_What the task asks_
Scan the records and identify every line in which the string "index" occurs, then return those lines.

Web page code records
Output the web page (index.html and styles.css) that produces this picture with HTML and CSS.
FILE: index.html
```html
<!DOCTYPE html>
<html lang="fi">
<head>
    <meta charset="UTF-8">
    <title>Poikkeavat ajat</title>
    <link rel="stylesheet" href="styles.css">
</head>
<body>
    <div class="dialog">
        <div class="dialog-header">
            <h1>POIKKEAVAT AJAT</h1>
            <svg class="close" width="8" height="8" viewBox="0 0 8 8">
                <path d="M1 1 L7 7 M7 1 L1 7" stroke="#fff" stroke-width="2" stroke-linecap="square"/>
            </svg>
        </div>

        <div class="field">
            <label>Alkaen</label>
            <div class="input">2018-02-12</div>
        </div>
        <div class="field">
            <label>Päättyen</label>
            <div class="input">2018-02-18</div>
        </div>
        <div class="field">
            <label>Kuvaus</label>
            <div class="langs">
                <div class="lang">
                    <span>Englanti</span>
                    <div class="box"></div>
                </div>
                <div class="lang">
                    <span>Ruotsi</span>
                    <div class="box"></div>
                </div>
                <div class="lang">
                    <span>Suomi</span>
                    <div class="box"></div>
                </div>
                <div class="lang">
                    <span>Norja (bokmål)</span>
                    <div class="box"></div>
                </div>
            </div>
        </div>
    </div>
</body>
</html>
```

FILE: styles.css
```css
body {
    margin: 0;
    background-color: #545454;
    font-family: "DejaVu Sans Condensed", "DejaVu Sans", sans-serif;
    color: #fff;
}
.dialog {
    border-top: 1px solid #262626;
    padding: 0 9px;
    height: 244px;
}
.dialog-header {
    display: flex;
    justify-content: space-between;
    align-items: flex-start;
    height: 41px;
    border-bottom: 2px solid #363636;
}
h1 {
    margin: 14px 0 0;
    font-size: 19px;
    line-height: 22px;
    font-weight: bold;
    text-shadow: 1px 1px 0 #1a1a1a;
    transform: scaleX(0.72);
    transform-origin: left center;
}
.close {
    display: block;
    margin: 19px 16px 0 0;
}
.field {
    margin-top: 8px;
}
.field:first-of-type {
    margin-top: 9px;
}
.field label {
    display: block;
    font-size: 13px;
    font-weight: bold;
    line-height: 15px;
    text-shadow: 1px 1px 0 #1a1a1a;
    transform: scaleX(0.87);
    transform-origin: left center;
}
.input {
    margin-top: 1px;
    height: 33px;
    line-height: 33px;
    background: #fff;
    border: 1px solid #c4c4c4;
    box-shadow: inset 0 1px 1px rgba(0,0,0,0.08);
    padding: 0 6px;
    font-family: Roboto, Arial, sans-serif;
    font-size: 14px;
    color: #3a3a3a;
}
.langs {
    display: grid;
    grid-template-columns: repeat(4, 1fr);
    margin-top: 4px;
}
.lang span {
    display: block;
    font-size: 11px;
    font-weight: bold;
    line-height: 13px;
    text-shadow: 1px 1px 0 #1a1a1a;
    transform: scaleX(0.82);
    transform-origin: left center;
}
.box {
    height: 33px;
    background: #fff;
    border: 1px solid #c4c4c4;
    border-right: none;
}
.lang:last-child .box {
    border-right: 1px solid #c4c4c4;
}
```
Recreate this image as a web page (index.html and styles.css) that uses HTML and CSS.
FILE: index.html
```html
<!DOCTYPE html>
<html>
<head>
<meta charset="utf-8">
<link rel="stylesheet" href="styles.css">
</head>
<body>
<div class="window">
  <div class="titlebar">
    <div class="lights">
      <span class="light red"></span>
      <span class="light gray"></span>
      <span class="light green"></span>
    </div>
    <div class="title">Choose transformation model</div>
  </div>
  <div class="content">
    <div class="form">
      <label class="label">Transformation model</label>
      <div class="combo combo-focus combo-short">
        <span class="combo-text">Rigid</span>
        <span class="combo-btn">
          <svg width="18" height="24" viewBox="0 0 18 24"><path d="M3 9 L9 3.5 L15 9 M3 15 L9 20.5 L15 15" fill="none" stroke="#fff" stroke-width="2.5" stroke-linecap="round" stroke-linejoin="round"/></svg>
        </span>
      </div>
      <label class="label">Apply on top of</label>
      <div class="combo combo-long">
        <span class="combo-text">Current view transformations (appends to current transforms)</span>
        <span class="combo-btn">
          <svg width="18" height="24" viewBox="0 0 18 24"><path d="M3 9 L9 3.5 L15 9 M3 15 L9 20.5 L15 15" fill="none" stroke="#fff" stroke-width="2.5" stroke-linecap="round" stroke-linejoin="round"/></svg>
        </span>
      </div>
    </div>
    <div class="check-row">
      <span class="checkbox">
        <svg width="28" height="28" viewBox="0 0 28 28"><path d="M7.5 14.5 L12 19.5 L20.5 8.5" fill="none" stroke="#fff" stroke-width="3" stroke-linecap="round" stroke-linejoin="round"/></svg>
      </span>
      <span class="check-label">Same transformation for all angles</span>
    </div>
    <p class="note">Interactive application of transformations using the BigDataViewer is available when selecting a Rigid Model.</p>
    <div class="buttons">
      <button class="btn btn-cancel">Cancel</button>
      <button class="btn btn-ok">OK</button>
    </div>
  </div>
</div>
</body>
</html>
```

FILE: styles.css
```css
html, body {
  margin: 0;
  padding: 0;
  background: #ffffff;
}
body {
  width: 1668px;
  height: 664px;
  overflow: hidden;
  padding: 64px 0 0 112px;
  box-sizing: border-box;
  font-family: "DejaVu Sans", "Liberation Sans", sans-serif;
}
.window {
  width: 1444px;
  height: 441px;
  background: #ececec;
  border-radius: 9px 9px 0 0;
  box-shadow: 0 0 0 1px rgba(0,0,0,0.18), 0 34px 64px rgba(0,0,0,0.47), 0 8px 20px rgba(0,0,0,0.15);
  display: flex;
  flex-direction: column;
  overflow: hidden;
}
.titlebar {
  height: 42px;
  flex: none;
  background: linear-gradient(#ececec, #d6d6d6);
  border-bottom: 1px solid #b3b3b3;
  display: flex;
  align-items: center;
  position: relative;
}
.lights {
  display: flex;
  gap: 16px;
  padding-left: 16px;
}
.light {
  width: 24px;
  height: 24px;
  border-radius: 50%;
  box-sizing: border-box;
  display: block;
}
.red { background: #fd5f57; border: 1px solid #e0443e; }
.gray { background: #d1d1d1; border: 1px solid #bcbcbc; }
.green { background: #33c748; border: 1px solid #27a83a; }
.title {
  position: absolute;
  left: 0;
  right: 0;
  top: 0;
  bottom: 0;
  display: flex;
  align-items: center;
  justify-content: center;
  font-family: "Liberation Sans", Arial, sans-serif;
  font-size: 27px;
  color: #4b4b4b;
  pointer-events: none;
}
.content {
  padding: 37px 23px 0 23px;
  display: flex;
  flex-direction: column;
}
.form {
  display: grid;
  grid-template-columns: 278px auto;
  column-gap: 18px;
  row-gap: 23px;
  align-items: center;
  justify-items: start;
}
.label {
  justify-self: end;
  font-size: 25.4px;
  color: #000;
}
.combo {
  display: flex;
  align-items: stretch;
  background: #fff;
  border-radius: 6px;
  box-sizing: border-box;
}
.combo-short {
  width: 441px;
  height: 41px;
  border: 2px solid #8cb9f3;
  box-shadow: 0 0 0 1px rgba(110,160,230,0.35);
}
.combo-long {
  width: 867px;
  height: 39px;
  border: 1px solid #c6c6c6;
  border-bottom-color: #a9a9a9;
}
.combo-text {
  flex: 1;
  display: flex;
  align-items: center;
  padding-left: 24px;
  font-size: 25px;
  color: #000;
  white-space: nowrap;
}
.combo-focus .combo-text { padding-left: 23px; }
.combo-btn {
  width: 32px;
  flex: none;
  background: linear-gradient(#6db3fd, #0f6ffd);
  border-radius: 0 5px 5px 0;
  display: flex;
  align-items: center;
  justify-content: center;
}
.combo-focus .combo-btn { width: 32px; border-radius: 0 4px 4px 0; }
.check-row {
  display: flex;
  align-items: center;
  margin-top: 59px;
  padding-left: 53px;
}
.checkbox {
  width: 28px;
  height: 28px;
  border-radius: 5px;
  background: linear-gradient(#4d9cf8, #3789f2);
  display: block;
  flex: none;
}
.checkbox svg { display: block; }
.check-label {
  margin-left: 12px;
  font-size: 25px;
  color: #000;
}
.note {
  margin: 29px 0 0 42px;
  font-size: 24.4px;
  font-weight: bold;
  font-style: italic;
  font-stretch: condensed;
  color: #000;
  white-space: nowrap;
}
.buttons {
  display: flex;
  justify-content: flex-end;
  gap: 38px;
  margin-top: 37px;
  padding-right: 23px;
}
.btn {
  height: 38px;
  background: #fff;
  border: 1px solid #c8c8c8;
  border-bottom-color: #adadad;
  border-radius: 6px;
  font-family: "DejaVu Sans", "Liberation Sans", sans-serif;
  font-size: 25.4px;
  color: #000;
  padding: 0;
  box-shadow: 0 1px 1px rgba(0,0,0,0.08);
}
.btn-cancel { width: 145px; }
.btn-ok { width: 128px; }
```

_Final answer_
Output the web page (index.html and styles.css) that produces this picture with HTML and CSS.
FILE: index.html
Recreate this image as a web page (index.html and styles.css) that uses HTML and CSS.
FILE: index.html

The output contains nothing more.